En los meses previos a las elecciones los militantes y simpatizantes laboristas estaban desesperados por el futuro del partido al que sentían como dividido y sin rumbo. El bombardeo de la prensa era incesante y ni Corbyn ni su equipo parecían encontrarle la vuelta. La inmensa mayoría del partido reaccionó con un resignado fatalismo cuando May convocó a elecciones anticipadas. El lanzamiento de la plataforma electoral, el entusiasmo que despertaban los actos de Corbyn y su continuo ascenso en las encuestas mejoraron el estado de ánimo, pero ni los más entusiastas creían del todo en un milagro. “Mi corazón me dice Corbyn, pero mi cabeza no logra vencer el escepticismo”, dijo a este cronista Emile, de 26 años, uno de esos jóvenes que el Corbynismo logró galvanizar.

Esta falta de fe existió hasta último momento. La mañana de las elecciones, mientras escribía una de las crónicas que iba a enviar para PáginaI12, tocaron a la puerta de mi casa. Era un joven laborista de unos 35 años para preguntarme si habíamos salido a votar. Se sabía: la participación electoral era fundamental en esta elección. Los laboristas estaban recorriendo todo el país puerta a puerta para asegurarse que sus posibles votantes fueran a las urnas. En medio de la conversación que siguió le pregunté qué pensaba que iba a suceder. Me dijo que el laborismo no se había recuperado de la derrota en 2015 en Escocia y, con una sonrisa resignada, añadió que rezaba para que los conservadores no los arrasaran.

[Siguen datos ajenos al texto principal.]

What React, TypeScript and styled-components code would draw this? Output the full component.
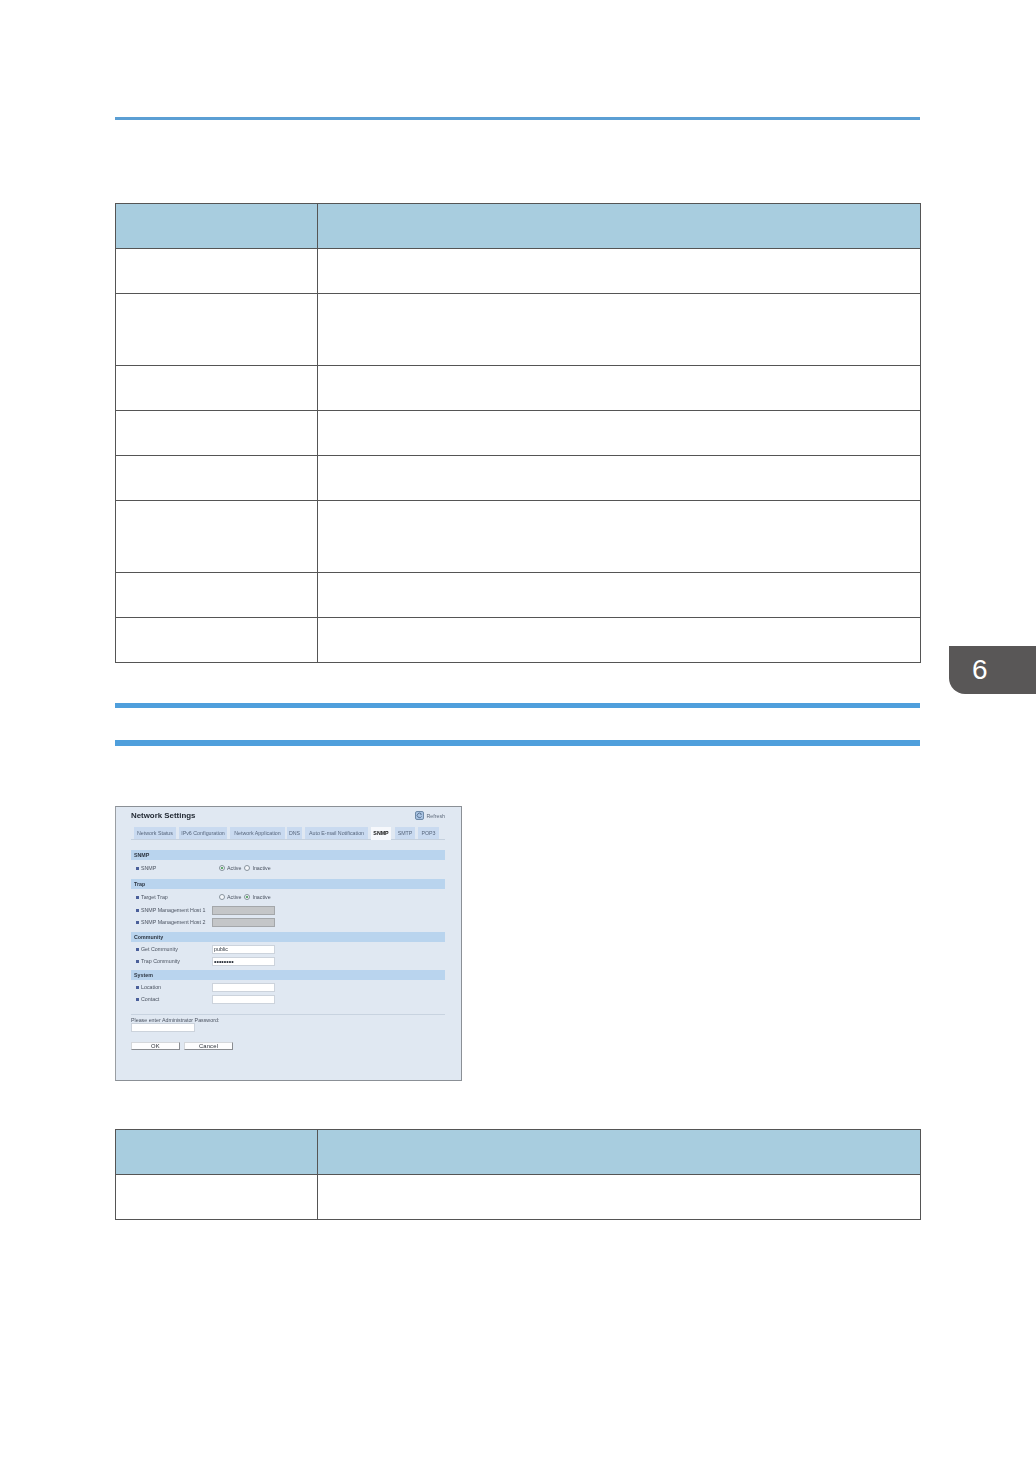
import React from "react";
import styled, { createGlobalStyle } from "styled-components";

const Global = createGlobalStyle`
  html, body { margin: 0; padding: 0; background: #fff; }
  body { font-family: "Liberation Sans", Arial, sans-serif; }
`;

const Page = styled.div`
  position: relative;
  width: 1036px;
  height: 1470px;
  padding: 117px 115px 0;
  box-sizing: border-box;
  overflow: hidden;
  background: #fff;
`;

const Rule = styled.div<{ $h: number; $top: number }>`
  width: 805px;
  height: ${(p) => p.$h}px;
  margin-top: ${(p) => p.$top}px;
  background: ${(p) => (p.$h === 3 ? "#5b9fd4" : "#4f9fdc")};
`;

const Table = styled.table<{ $top: number }>`
  border-collapse: collapse;
  table-layout: fixed;
  width: 806px;
  margin-top: ${(p) => p.$top}px;
  col:first-child { width: 202px; }
`;

const Row = styled.tr<{ $h: number }>`
  height: ${(p) => p.$h}px;
`;

const Head = styled.th`
  background: #a8cddf;
  border: 1px solid #555;
  padding: 0;
`;

const Cell = styled.td`
  border: 1px solid #555;
  padding: 0;
`;

const ChapterTab = styled.div`
  position: absolute;
  left: 949px;
  top: 646px;
  width: 87px;
  height: 48px;
  box-sizing: border-box;
  padding: 6px 0 0 23px;
  background: #595757;
  border-bottom-left-radius: 16px;
  color: #fff;
  font-size: 28px;
  line-height: 36px;
  font-family: "Liberation Sans", sans-serif;
`;

const Shot = styled.div`
  width: 347px;
  height: 275px;
  margin-top: 60px;
  box-sizing: border-box;
  padding: 4px 16px 0 15px;
  background: #e0e8f2;
  border: 1px solid #8b9096;
  border-left-color: #9a9ea3;
  color: #4a5260;
  font-size: 5.3px;
  line-height: 12px;
`;

const Inner = styled.div`
  filter: blur(0.35px);
`;

const ShotHeader = styled.div`
  display: flex;
  justify-content: space-between;
  align-items: center;
  height: 9px;
`;

const Title = styled.div`
  font-size: 7.9px;
  font-weight: bold;
  color: #1f2630;
`;

const Refresh = styled.div`
  display: flex;
  align-items: center;
  gap: 2px;
  color: #5f6b7c;
  font-size: 5.3px;
`;

const Tabs = styled.div`
  display: flex;
  height: 12px;
  margin-top: 7px;
  padding-left: 3px;
  border-bottom: 1px solid #c4d0de;
`;

const TabItem = styled.div<{ $w: number; $gap: number; $active?: boolean }>`
  width: ${(p) => p.$w}px;
  height: 12px;
  margin-left: ${(p) => p.$gap}px;
  text-align: center;
  white-space: nowrap;
  line-height: 12px;
  font-size: 5.3px;
  color: ${(p) => (p.$active ? "#111" : "#57667c")};
  font-weight: ${(p) => (p.$active ? "bold" : "normal")};
  background: ${(p) => (p.$active ? "#f6f8fc" : "#c9daf0")};
  border-bottom: 1px solid ${(p) => (p.$active ? "#f6f8fc" : "#c4d0de")};
`;

const SectionBar = styled.div<{ $top: number }>`
  height: 10px;
  margin-top: ${(p) => p.$top}px;
  padding-left: 3px;
  background: #b9d4ee;
  color: #2c3542;
  font-size: 5.3px;
  font-weight: bold;
  line-height: 10px;
`;

const Fields = styled.div<{ $top: number }>`
  display: flex;
  flex-direction: column;
  margin-top: ${(p) => p.$top}px;
`;

const Field = styled.div<{ $top?: number }>`
  display: grid;
  grid-template-columns: 81px 63px;
  height: 12px;
  margin-top: ${(p) => p.$top ?? 0}px;
  align-items: center;
`;

const Label = styled.div`
  display: flex;
  align-items: center;
  gap: 2px;
  padding-left: 5px;
  white-space: nowrap;
`;

const Marker = styled.span`
  width: 3px;
  height: 3px;
  background: #4a5f9a;
`;

const Radios = styled.div`
  display: flex;
  align-items: center;
  padding-left: 7px;
  white-space: nowrap;
`;

const Radio = styled.span<{ $on?: boolean }>`
  display: inline-block;
  box-sizing: border-box;
  width: 6px;
  height: 6px;
  margin-right: 2px;
  border-radius: 50%;
  border: 1px solid #87929c;
  background: ${(p) => (p.$on ? "radial-gradient(circle, #62a870 0 1.2px, #f4f7fb 1.6px)" : "#f4f7fb")};
`;

const RadioText = styled.span`
  margin-right: 3px;
`;

const Input = styled.div<{ $disabled?: boolean; $w?: number; $bold?: boolean }>`
  box-sizing: border-box;
  width: ${(p) => p.$w ?? 63}px;
  height: 9px;
  padding-left: 1px;
  background: ${(p) => (p.$disabled ? "#c4c6c8" : "#fff")};
  border: 1px solid ${(p) => (p.$disabled ? "#a4a7aa" : "#ccd3dc")};
  font-size: ${(p) => (p.$bold ? 7 : 5.3)}px;
  font-weight: ${(p) => (p.$bold ? "bold" : "normal")};
  color: #2c333d;
  line-height: 7px;
  overflow: hidden;
`;

const Divider = styled.div`
  height: 1px;
  margin-top: 9px;
  background: #c8d3e0;
`;

const Prompt = styled.div`
  height: 7px;
  margin-top: 1px;
  line-height: 8px;
  white-space: nowrap;
`;

const Buttons = styled.div`
  display: flex;
  gap: 4px;
  margin-top: 10px;
`;

const Btn = styled.div`
  box-sizing: border-box;
  width: 49px;
  height: 8px;
  background: #fdfdfe;
  border: 1px solid #d4d7db;
  border-right-color: #8a8d92;
  border-bottom-color: #8a8d92;
  color: #2a2f36;
  text-align: center;
  font-size: 5.8px;
  letter-spacing: 0.2px;
  line-height: 6px;
`;

const RefreshIcon = () => (
  <svg width="9" height="9" viewBox="0 0 9 9">
    <rect x="0.5" y="0.5" width="8" height="8" rx="1.5" fill="#a9c3e2" stroke="#6f8aa8" />
    <path d="M6.5 3.2A2.3 2.3 0 1 0 6.6 5.4" fill="none" stroke="#4d6685" strokeWidth="0.8" />
    <path d="M5.6 2.2l1.2 1.2-1.5.4z" fill="#4d6685" />
  </svg>
);

const tabs = [
  { t: "Network Status", w: 42, g: 0 },
  { t: "IPv6 Configuration", w: 48, g: 3 },
  { t: "Network Application", w: 55, g: 3 },
  { t: "DNS", w: 15, g: 2 },
  { t: "Auto E-mail Notification", w: 63, g: 3 },
  { t: "SNMP", w: 20, g: 3, active: true },
  { t: "SMTP", w: 20, g: 4 },
  { t: "POP3", w: 21, g: 3 },
];

const Widths = () => (
  <colgroup>
    <col />
    <col />
  </colgroup>
);

const rowHeights = [45, 72, 45, 45, 45, 72, 45, 45];

export default function App() {
  return (
    <Page>
      <Global />
      <Rule $h={3} $top={0} />
      <Table $top={83}>
        <Widths />
        <tbody>
          <Row $h={45}>
            <Head />
            <Head />
          </Row>
          {rowHeights.map((h, i) => (
            <Row key={i} $h={h}>
              <Cell />
              <Cell />
            </Row>
          ))}
        </tbody>
      </Table>
      <Rule $h={5} $top={40} />
      <Rule $h={6} $top={32} />
      <Shot>
        <Inner>
          <ShotHeader>
            <Title>Network Settings</Title>
            <Refresh>
              <RefreshIcon />
              Refresh
            </Refresh>
          </ShotHeader>
          <Tabs>
            {tabs.map((t) => (
              <TabItem key={t.t} $w={t.w} $gap={t.g} $active={t.active}>
                {t.t}
              </TabItem>
            ))}
          </Tabs>
          <SectionBar $top={10}>SNMP</SectionBar>
          <Fields $top={2}>
            <Field>
              <Label><Marker />SNMP</Label>
              <Radios>
                <Radio $on /><RadioText>Active</RadioText>
                <Radio /><RadioText>Inactive</RadioText>
              </Radios>
            </Field>
          </Fields>
          <SectionBar $top={5}>Trap</SectionBar>
          <Fields $top={2}>
            <Field>
              <Label><Marker />Target Trap</Label>
              <Radios>
                <Radio /><RadioText>Active</RadioText>
                <Radio $on /><RadioText>Inactive</RadioText>
              </Radios>
            </Field>
            <Field $top={1}>
              <Label><Marker />SNMP Management Host 1</Label>
              <Input $disabled />
            </Field>
            <Field>
              <Label><Marker />SNMP Management Host 2</Label>
              <Input $disabled />
            </Field>
          </Fields>
          <SectionBar $top={4}>Community</SectionBar>
          <Fields $top={1}>
            <Field>
              <Label><Marker />Get Community</Label>
              <Input>public</Input>
            </Field>
            <Field>
              <Label><Marker />Trap Community</Label>
              <Input $bold>••••••••</Input>
            </Field>
          </Fields>
          <SectionBar $top={3}>System</SectionBar>
          <Fields $top={1}>
            <Field>
              <Label><Marker />Location</Label>
              <Input />
            </Field>
            <Field>
              <Label><Marker />Contact</Label>
              <Input />
            </Field>
          </Fields>
          <Divider />
          <Prompt>Please enter Administrator Password:</Prompt>
          <Input $w={64} />
          <Buttons>
            <Btn>OK</Btn>
            <Btn>Cancel</Btn>
          </Buttons>
        </Inner>
      </Shot>
      <Table $top={48}>
        <Widths />
        <tbody>
          <Row $h={45}>
            <Head />
            <Head />
          </Row>
          <Row $h={45}>
            <Cell />
            <Cell />
          </Row>
        </tbody>
      </Table>
      <ChapterTab>6</ChapterTab>
    </Page>
  );
}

No los arrasaron: todo lo contrario. El laborismo ganó 32 nuevos escaños, se recuperó en Escocia y hasta triunfó en Kensington, un distrito londinense que los conservadores jamás habían perdido. De la noche a la mañana Corbyn se convirtió en un nuevo símbolo de una revitalizada izquierda de países desarrollados. Bernie Sanders en Estados Unidos, Jean-Luc Melenchon en Francia, el gobierno de izquierda en Portugal, Podemos y el nuevo líder de los socialistas españoles, Pedro Sánchez, son símbolos de esta nueva izquierda de un primer mundo con crecientes niveles de desigualdad y pobreza que no puede prometer a sus jóvenes el mismo futuro que habían tenido generaciones previas.

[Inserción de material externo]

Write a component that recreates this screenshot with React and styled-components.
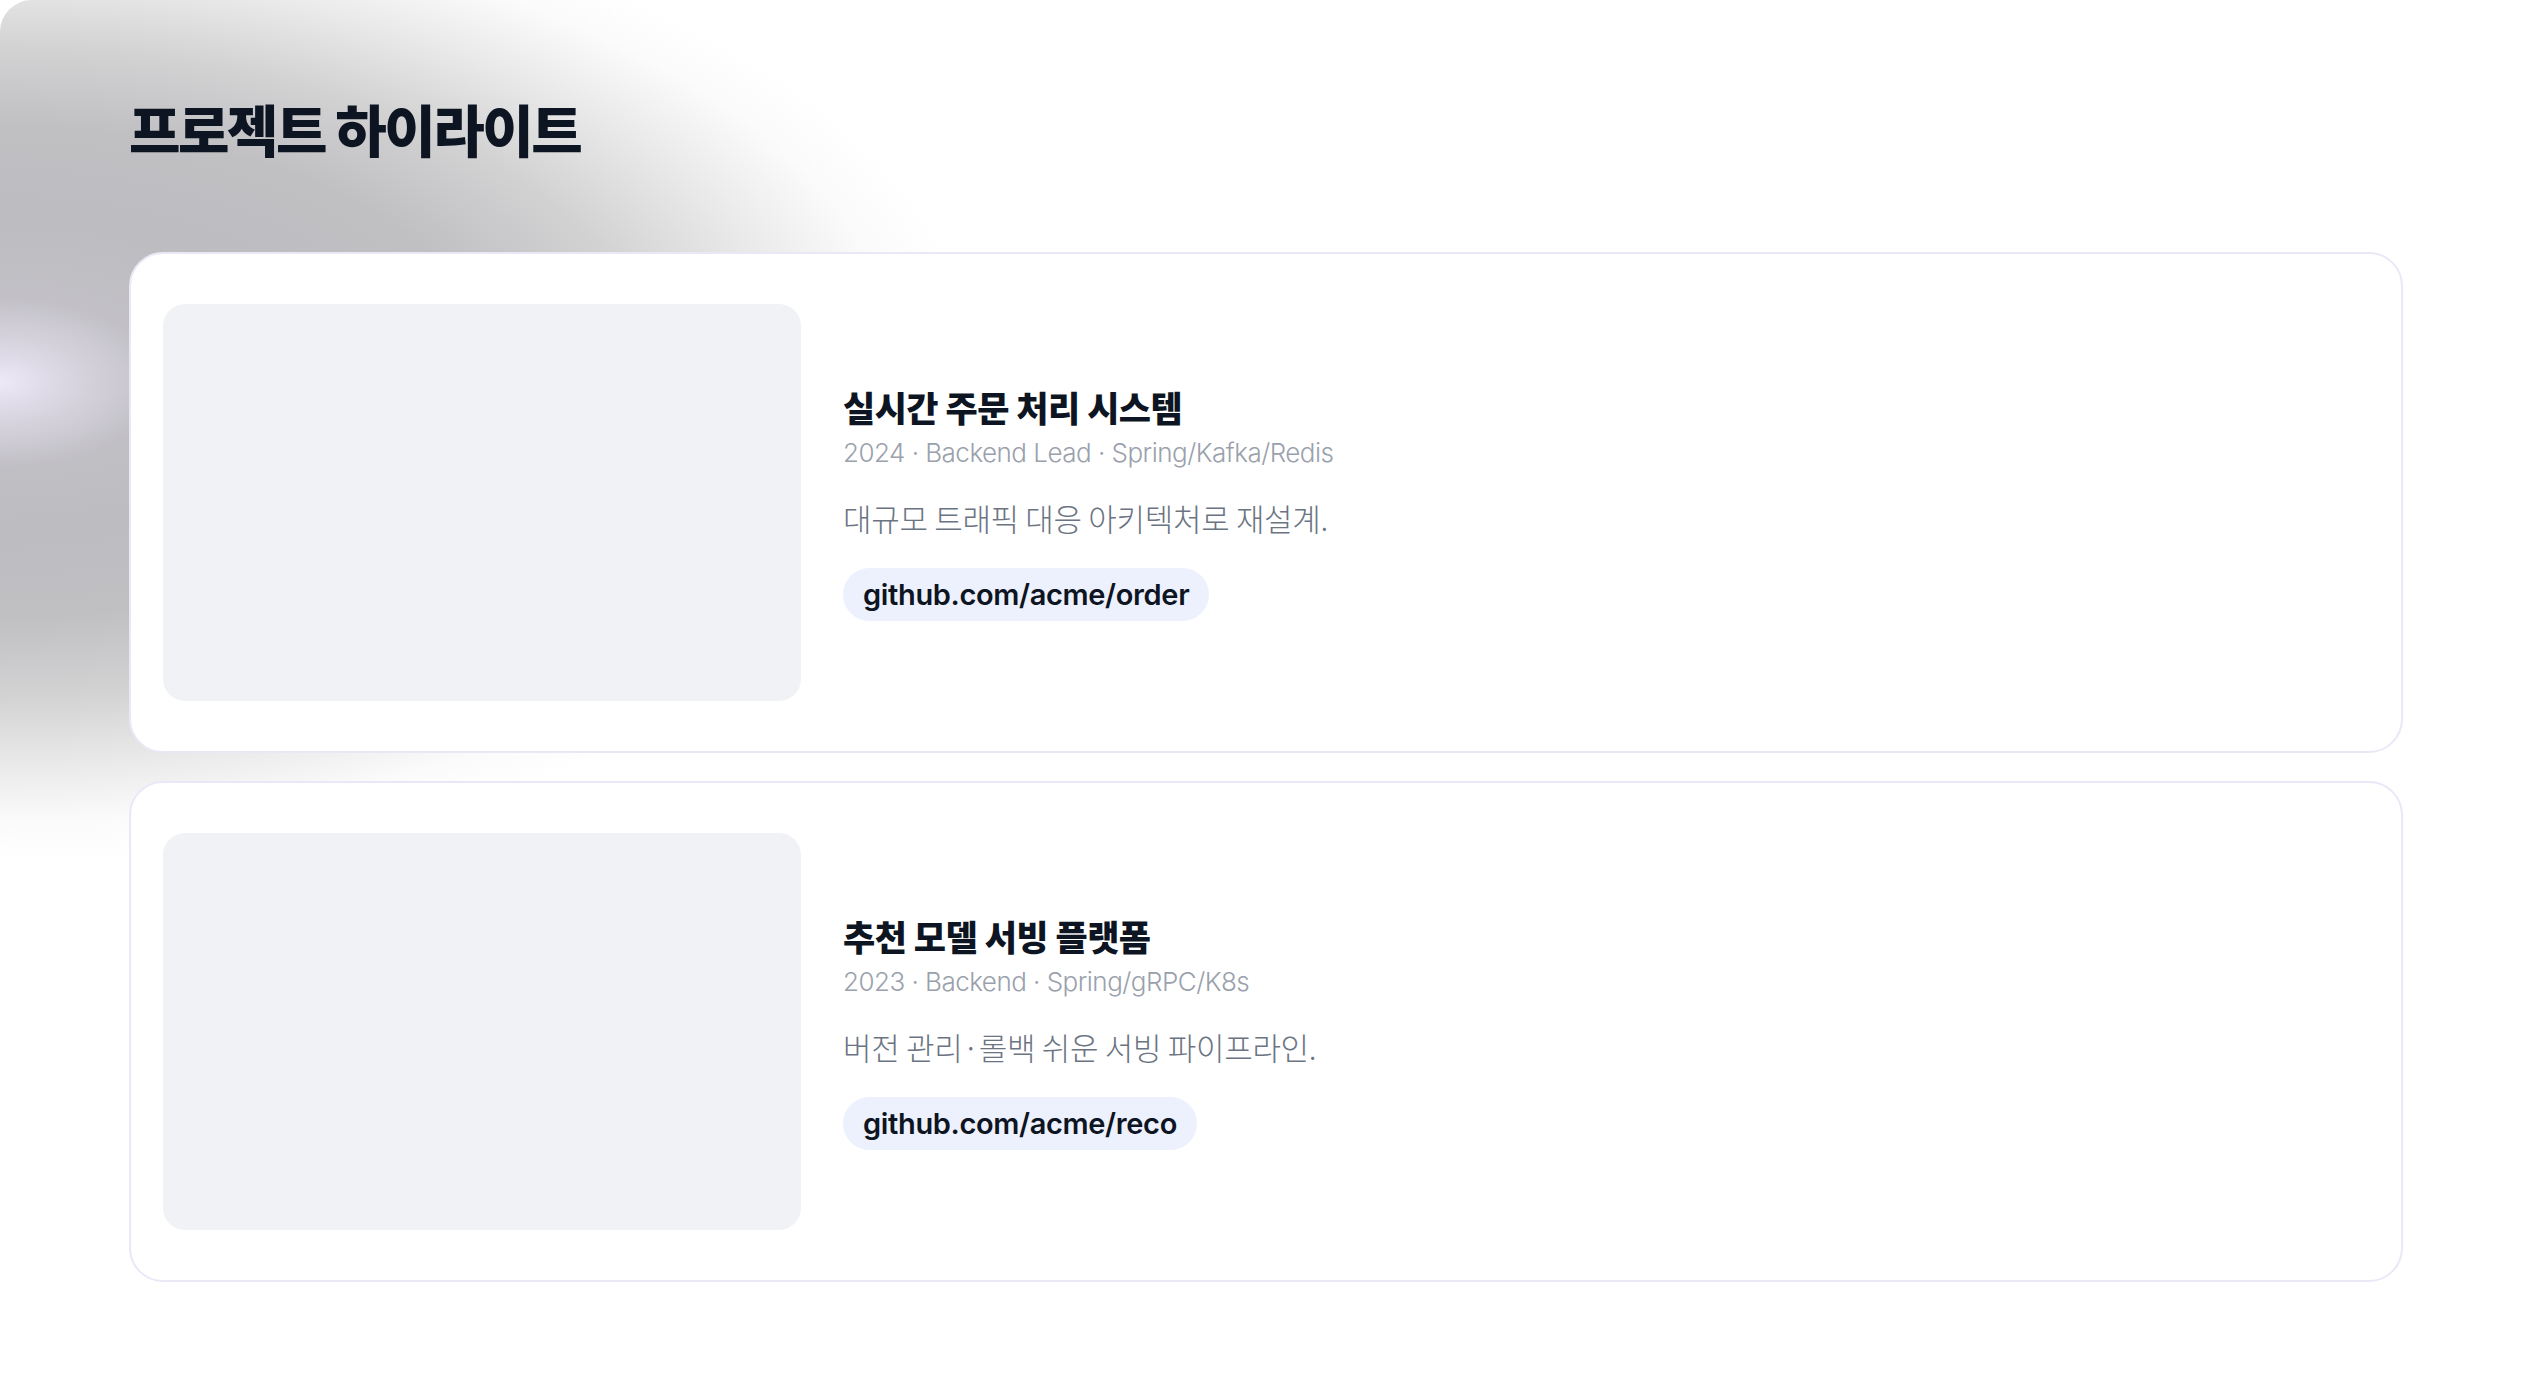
import React from "react";
import styled, { createGlobalStyle } from "styled-components";

const GlobalStyle = createGlobalStyle`
  html, body {
    margin: 0;
    padding: 0;
    background: #ffffff;
  }
  body {
    font-family: "Noto Sans CJK KR", "Noto Sans", sans-serif;
    -webkit-font-smoothing: antialiased;
  }
  * {
    box-sizing: border-box;
  }
`;

const Page = styled.div`
  position: relative;
  min-height: 100vh;
  overflow: hidden;
  background: #ffffff;
`;

// decorative light blob behind the heading
const Glow = styled.div`
  position: absolute;
  top: 0;
  left: 0;
  width: 1050px;
  height: 880px;
  border-top-left-radius: 32px;
  background:
    radial-gradient(
      ellipse 160px 85px at 0 382px,
      rgba(238, 233, 247, 1) 0%,
      rgba(226, 221, 235, 0.8) 35%,
      rgba(205, 202, 212, 0) 100%
    ),
    radial-gradient(
      ellipse 980px 490px at 0 372px,
      #c6c4cb 0%,
      #bdbcc0 32%,
      #c0bfc2 50%,
      #d2d2d3 66%,
      #e9e9e9 80%,
      #fbfbfb 92%,
      rgba(255, 255, 255, 0) 100%
    );
  pointer-events: none;
`;

const Section = styled.section`
  position: relative;
  z-index: 1;
  padding: 94px 131px 80px 129px;
`;

const Heading = styled.h1`
  margin: 0 0 91px;
  font-family: "Noto Sans CJK KR", sans-serif;
  font-size: 56px;
  font-weight: 900;
  line-height: 1.2;
  letter-spacing: -0.045em;
  color: #0d1422;
`;

const CardList = styled.div`
  display: flex;
  flex-direction: column;
  gap: 28px;
`;

const Card = styled.article`
  display: grid;
  grid-template-columns: 638px 1fr;
  column-gap: 42px;
  align-items: center;
  padding: 50px 32px;
  background: #ffffff;
  border: 2px solid #eae8f7;
  border-radius: 34px;
`;

const Thumb = styled.div`
  height: 397px;
  background: #f1f2f6;
  border-radius: 22px;
`;

const Body = styled.div`
  display: flex;
  flex-direction: column;
  align-items: flex-start;
`;

const Title = styled.h2`
  margin: 0;
  font-family: "Noto Sans CJK KR", sans-serif;
  font-size: 35px;
  font-weight: 900;
  line-height: 1.3;
  letter-spacing: -0.015em;
  color: #0d1422;
`;

const Meta = styled.div`
  margin-top: 7px;
  font-family: Inter, "Noto Sans CJK KR", sans-serif;
  font-size: 26px;
  font-weight: 300;
  line-height: 1.3;
  letter-spacing: -0.02em;
  color: #9aa1ac;
`;

const Desc = styled.p`
  margin: 28px 0 0;
  font-family: "Noto Sans CJK KR", sans-serif;
  font-size: 31px;
  font-weight: 300;
  line-height: 1.3;
  letter-spacing: -0.01em;
  color: #6b7482;
`;

const Chip = styled.a`
  display: inline-flex;
  align-items: center;
  height: 53px;
  margin-top: 30px;
  padding: 0 20px;
  border-radius: 27px;
  background: #edf1fd;
  font-family: Inter, sans-serif;
  font-size: 29px;
  font-weight: 600;
  letter-spacing: -0.012em;
  color: #0d1422;
  text-decoration: none;
`;

const projects = [
  {
    title: "실시간 주문 처리 시스템",
    meta: "2024 · Backend Lead · Spring/Kafka/Redis",
    desc: "대규모 트래픽 대응 아키텍처로 재설계.",
    link: "github.com/acme/order",
  },
  {
    title: "추천 모델 서빙 플랫폼",
    meta: "2023 · Backend · Spring/gRPC/K8s",
    desc: "버전 관리·롤백 쉬운 서빙 파이프라인.",
    link: "github.com/acme/reco",
  },
];

const App = () => {
  return (
    <Page>
      <GlobalStyle />
      <Glow />
      <Section>
        <Heading>프로젝트 하이라이트</Heading>
        <CardList>
          {projects.map((p) => (
            <Card key={p.link}>
              <Thumb />
              <Body>
                <Title>{p.title}</Title>
                <Meta>{p.meta}</Meta>
                <Desc>{p.desc}</Desc>
                <Chip href={"https://" + p.link}>{p.link}</Chip>
              </Body>
            </Card>
          ))}
        </CardList>
      </Section>
    </Page>
  );
};

export default App;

Las empresas corredoras de apuestas han comenzado a considerar a Corbyn favorito de una nueva elección que podría estar en el horizonte dada la debilidad parlamentaria y política de Theresa May. El semanario The Economist, implacable crítico del líder laborista, reconoció que tiene “el aura de un ganador”. En medio de este nuevo optimismo, conviene mantener una dosis de perspectiva. Una clara lección de estos comicios es que la popularidad va y viene con extraordinaria velocidad: el caso de Theresa May es un ejemplo. Aparentemente imbatible hace dos meses, confiada en que ganaría esta elección y la siguiente, con 10 años de gobierno a la vista,  es hoy un “lame duck” (pato rengo) que pocos creen que podrá llegar a 2022 o, incluso, a fin de año.

Un diputado laborista no Corbynista, Chris Leslie, ex ministro de finanzas en la sombra en 2015, señaló que no había que olvidar que el laborismo no había ganado las elecciones. “No tenemos que pensar esto como una victoria. No lo es. Nos esperan cinco años de gobierno conservador. Y me temo que no puedo festejar porque teníamos un gol hecho. Nunca en mi vida vi una primer ministro tan frágil, tan vacilante. Tenemos que preguntar por qué no ganamos para poder pasar de ser un movimiento de protesta a un partido de gobierno”, dijo Leslie al diario The Guardian.